You have correctly recognized that the stork did it for probably some good reason, like limited food supply etc. The mother loves her children and her own survival. So what is she supposed to do? Keep them all and therefore let all of them become sick or die because she couldn't provide enough food for everyone? Then where would be the love?

This act is not loveless.  

It's the other side of love that we people don't like to look at. Love isn't always pleasant, but nevertheless, it is love. You are still attached to Love as this romanticized notion of Love as a pleasant, warm, cuddly emotion. But love is much more than that. Love includes the unpleasant

 

When you love your children, you sometimes have to be harsh to them - not in the sense that you purposefully want to inflict something unpleasant upon them, but something that they from their limited point of view will perceive as harsh and unloving, but which actually is a manifestation of your love for them.

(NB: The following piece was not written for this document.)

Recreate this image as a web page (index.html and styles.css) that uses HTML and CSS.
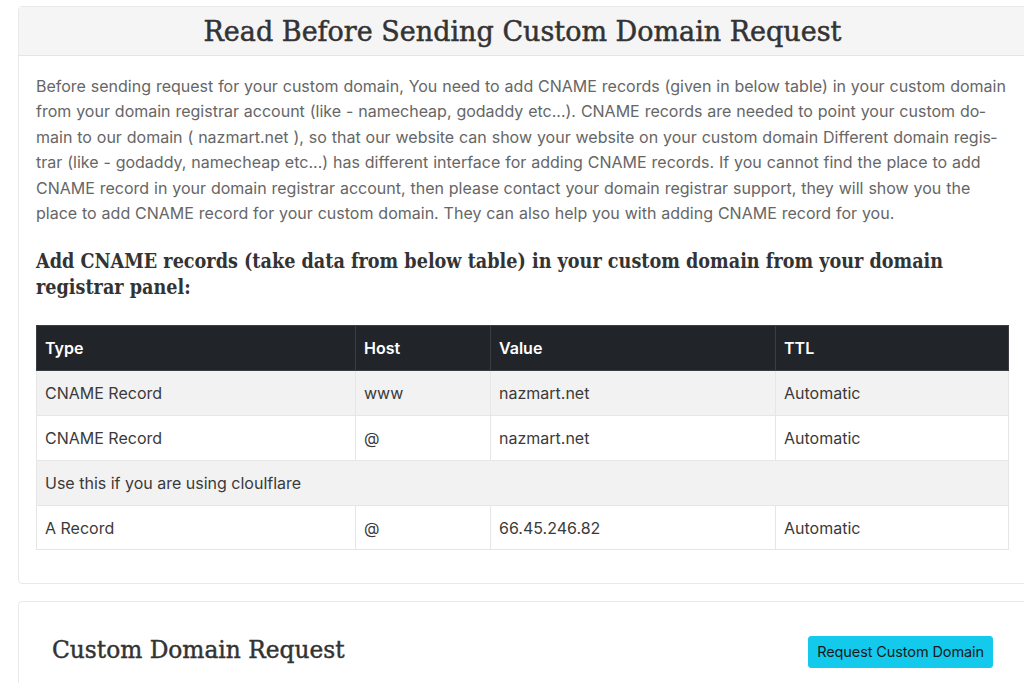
FILE: index.html
```html
<!DOCTYPE html>
<html lang="en">
<head>
    <meta charset="UTF-8">
    <meta name="viewport" content="width=device-width, initial-scale=1.0">
    <title>Custom Domain</title>
    <link rel="stylesheet" href="styles.css">
</head>
<body>
    <div class="page">
        <div class="card">
            <div class="card-header">
                <h2 class="card-title">Read Before Sending Custom Domain Request</h2>
            </div>
            <div class="card-body">
                <p class="intro">Before sending request for your custom domain, You need to add CNAME records (given in below table) in your custom domain from your domain registrar account (like - namecheap, godaddy etc...). CNAME records are needed to point your custom do&shy;main to our domain ( nazmart.net ), so that our website can show your website on your custom domain Different domain regis&shy;trar (like - godaddy, namecheap etc...) has different interface for adding CNAME records. If you cannot find the place to add CNAME record in your domain registrar account, then please contact your domain registrar support, they will show you the place to add CNAME record for your custom domain. They can also help you with adding CNAME record for you.</p>

                <h4 class="sub-title">Add CNAME records (take data from below table) in your custom domain from your domain registrar panel:</h4>

                <table class="records">
                    <thead>
                        <tr>
                            <th class="col-type">Type</th>
                            <th class="col-host">Host</th>
                            <th class="col-value">Value</th>
                            <th>TTL</th>
                        </tr>
                    </thead>
                    <tbody>
                        <tr>
                            <td>CNAME Record</td>
                            <td>www</td>
                            <td>nazmart.net</td>
                            <td>Automatic</td>
                        </tr>
                        <tr>
                            <td>CNAME Record</td>
                            <td>@</td>
                            <td>nazmart.net</td>
                            <td>Automatic</td>
                        </tr>
                        <tr>
                            <td colspan="4">Use this if you are using cloulflare</td>
                        </tr>
                        <tr>
                            <td>A Record</td>
                            <td>@</td>
                            <td>66.45.246.82</td>
                            <td>Automatic</td>
                        </tr>
                    </tbody>
                </table>
            </div>
        </div>

        <div class="card request-card">
            <div class="request-row">
                <h3 class="request-title">Custom Domain Request</h3>
                <button class="btn-info" type="button">Request Custom Domain</button>
            </div>
        </div>
    </div>
</body>
</html>
```

FILE: styles.css
```css
html, body {
    margin: 0;
    padding: 0;
    overflow: hidden;
}
body {
    background: #fff;
    font-family: Inter, "Noto Sans", sans-serif;
    color: #666;
}
.page {
    width: 1009px;
    margin-left: 18px;
    padding-top: 6px;
    display: flex;
    flex-direction: column;
    gap: 17px;
}
.card {
    border: 1px solid #e9e9e9;
    border-radius: 4px;
    background: #fff;
}
.card-header {
    background: #f5f5f5;
    border-bottom: 1px solid #e4e4e4;
    height: 48px;
    display: flex;
    align-items: center;
    justify-content: center;
}
/* medium weight: book face + thin stroke */
.card-title {
    margin: 0;
    font-family: "DejaVu Serif", serif;
    font-weight: 400;
    font-size: 27px;
    -webkit-text-stroke: 0.5px #333;
    color: #333;
}
.card-body {
    padding: 18px 17px 33px;
}
.intro {
    margin: 0;
    font-size: 16px;
    line-height: 25.4px;
    word-spacing: 0.4px;
    color: #666;
}
.sub-title {
    margin: 23px 0 24px;
    font-family: "DejaVu Serif Condensed", "DejaVu Serif", serif;
    font-weight: 700;
    font-size: 19.6px;
    line-height: 26px;
    color: #333;
}
.records {
    width: 100%;
    border-collapse: collapse;
    font-size: 16px;
    color: #3a3a3a;
}
.records th,
.records td {
    height: 44.75px;
    padding: 0 8px;
    text-align: left;
    border: 1px solid #e6e6e6;
    box-sizing: border-box;
}
.records th {
    background: #212529;
    color: #fff;
    font-weight: 600;
    border-color: #3a3d42;
    height: 45px;
}
.records tbody tr:nth-child(odd) td {
    background: #f2f2f2;
}
.col-type { width: 319px; }
.col-host { width: 135px; }
.col-value { width: 285px; }
.request-row {
    display: flex;
    justify-content: space-between;
    align-items: center;
    padding: 31px 33px 40px;
    height: 32px;
}
.request-title {
    margin: 0;
    font-family: "DejaVu Serif", serif;
    font-weight: 400;
    font-size: 23.3px;
    -webkit-text-stroke: 0.45px #333;
    color: #333;
}
.btn-info {
    background: #13c9ec;
    border: 1px solid #13c9ec;
    border-radius: 3px;
    color: #1a1a1a;
    font-family: Inter, "Noto Sans", sans-serif;
    font-size: 14.5px;
    letter-spacing: -0.1px;
    padding: 5px 8px;
    height: 32px;
    margin-top: 5px;
}
```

To give an example, let's say your child wants to eat a bunch of candy. And you say "okay, you can eat one or two snickers (or whatever)."

And then your child starts complaining because he/she wants more. But because you love your child and you don't want him/her to become unhealthy and the teeth to fall out, you have to do something which the child will perceive as unloving and harsh (forbidding more candy) - but only because he/she isn't yet mature enough to recognize the love in this act. You see?

Now you might say "but you can't compare refusing candy with killing your child!!"

Actually I can. It's the exact same principle. Both are acts of love, the question is only:

Are you mature enough to see that? Are you mature enough to get over the superficial appearance of doing something seemingly unloving and recognize the actual love behind it?

 

Great insights.

It's almost like something appearing to be nihilistic, but in actuality is the opposite of nihilism.